• **SHORT PROBLEM**
Pull out every line in the data that has the string "page" in it.

---- TASK INPUT

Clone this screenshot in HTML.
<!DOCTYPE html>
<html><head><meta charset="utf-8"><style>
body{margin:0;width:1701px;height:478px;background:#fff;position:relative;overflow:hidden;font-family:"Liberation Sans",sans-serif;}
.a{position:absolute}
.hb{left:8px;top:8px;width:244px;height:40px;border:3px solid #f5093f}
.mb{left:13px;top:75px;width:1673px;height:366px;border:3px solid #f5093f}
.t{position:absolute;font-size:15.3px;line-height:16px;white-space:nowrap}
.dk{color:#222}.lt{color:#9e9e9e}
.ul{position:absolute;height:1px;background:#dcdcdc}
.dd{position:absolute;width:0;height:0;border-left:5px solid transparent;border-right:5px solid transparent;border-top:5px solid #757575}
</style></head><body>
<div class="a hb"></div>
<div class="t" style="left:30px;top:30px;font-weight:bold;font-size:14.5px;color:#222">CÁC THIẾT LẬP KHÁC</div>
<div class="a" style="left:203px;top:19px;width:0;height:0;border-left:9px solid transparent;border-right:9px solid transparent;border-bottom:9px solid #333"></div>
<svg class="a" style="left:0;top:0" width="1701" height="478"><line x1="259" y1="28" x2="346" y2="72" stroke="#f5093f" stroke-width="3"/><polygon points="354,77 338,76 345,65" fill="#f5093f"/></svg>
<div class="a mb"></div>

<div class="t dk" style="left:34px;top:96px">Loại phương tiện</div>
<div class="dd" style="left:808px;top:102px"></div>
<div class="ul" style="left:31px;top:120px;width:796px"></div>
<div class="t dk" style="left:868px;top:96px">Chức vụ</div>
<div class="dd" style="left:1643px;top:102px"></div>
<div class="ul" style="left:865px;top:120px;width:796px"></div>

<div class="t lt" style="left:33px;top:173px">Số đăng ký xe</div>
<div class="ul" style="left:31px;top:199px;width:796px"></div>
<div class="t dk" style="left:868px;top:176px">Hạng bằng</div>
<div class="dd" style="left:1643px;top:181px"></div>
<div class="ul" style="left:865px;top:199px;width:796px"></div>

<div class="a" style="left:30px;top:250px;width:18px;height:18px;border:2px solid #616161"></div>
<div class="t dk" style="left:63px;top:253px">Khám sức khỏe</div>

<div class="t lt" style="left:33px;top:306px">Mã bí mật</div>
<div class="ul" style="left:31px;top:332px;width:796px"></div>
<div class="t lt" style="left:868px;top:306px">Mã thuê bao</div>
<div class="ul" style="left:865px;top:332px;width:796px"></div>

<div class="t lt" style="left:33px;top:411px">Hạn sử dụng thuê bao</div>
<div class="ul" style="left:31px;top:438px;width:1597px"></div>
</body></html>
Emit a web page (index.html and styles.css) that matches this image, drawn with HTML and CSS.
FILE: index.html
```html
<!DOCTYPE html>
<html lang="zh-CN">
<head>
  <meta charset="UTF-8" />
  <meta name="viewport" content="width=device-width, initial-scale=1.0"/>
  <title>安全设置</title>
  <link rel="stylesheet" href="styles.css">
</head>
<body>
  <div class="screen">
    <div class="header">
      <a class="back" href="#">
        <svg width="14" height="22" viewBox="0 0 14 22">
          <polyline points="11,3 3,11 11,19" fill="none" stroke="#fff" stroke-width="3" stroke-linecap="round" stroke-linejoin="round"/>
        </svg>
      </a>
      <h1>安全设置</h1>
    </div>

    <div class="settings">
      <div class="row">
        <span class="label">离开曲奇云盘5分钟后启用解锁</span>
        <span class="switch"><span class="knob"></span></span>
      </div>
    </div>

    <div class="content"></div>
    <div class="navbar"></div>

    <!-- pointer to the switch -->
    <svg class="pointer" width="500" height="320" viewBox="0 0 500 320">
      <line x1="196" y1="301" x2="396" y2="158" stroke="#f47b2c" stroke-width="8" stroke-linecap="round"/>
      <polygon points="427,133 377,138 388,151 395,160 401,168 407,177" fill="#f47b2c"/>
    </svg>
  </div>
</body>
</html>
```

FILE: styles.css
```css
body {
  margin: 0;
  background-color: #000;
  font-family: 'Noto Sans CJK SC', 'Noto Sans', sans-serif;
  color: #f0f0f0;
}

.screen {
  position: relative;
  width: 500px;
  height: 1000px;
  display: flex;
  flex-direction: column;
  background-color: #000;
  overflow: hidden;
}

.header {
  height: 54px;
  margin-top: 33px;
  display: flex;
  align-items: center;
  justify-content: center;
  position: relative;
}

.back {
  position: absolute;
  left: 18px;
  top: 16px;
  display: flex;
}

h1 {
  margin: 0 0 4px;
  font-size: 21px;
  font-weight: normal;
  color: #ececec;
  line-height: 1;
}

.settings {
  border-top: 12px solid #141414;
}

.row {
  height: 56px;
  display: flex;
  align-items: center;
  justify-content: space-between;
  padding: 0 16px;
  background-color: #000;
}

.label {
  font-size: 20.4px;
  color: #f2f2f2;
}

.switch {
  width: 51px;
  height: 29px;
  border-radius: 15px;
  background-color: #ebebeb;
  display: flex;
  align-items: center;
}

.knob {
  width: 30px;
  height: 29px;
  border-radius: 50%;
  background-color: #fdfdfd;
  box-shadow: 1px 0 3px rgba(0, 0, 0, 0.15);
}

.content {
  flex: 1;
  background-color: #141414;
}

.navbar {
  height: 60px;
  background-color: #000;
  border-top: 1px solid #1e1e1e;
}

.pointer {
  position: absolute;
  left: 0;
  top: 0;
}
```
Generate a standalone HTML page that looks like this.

--------

• **WRITTEN RESPONSE**
Emit a web page (index.html and styles.css) that matches this image, drawn with HTML and CSS.
Generate a standalone HTML page that looks like this.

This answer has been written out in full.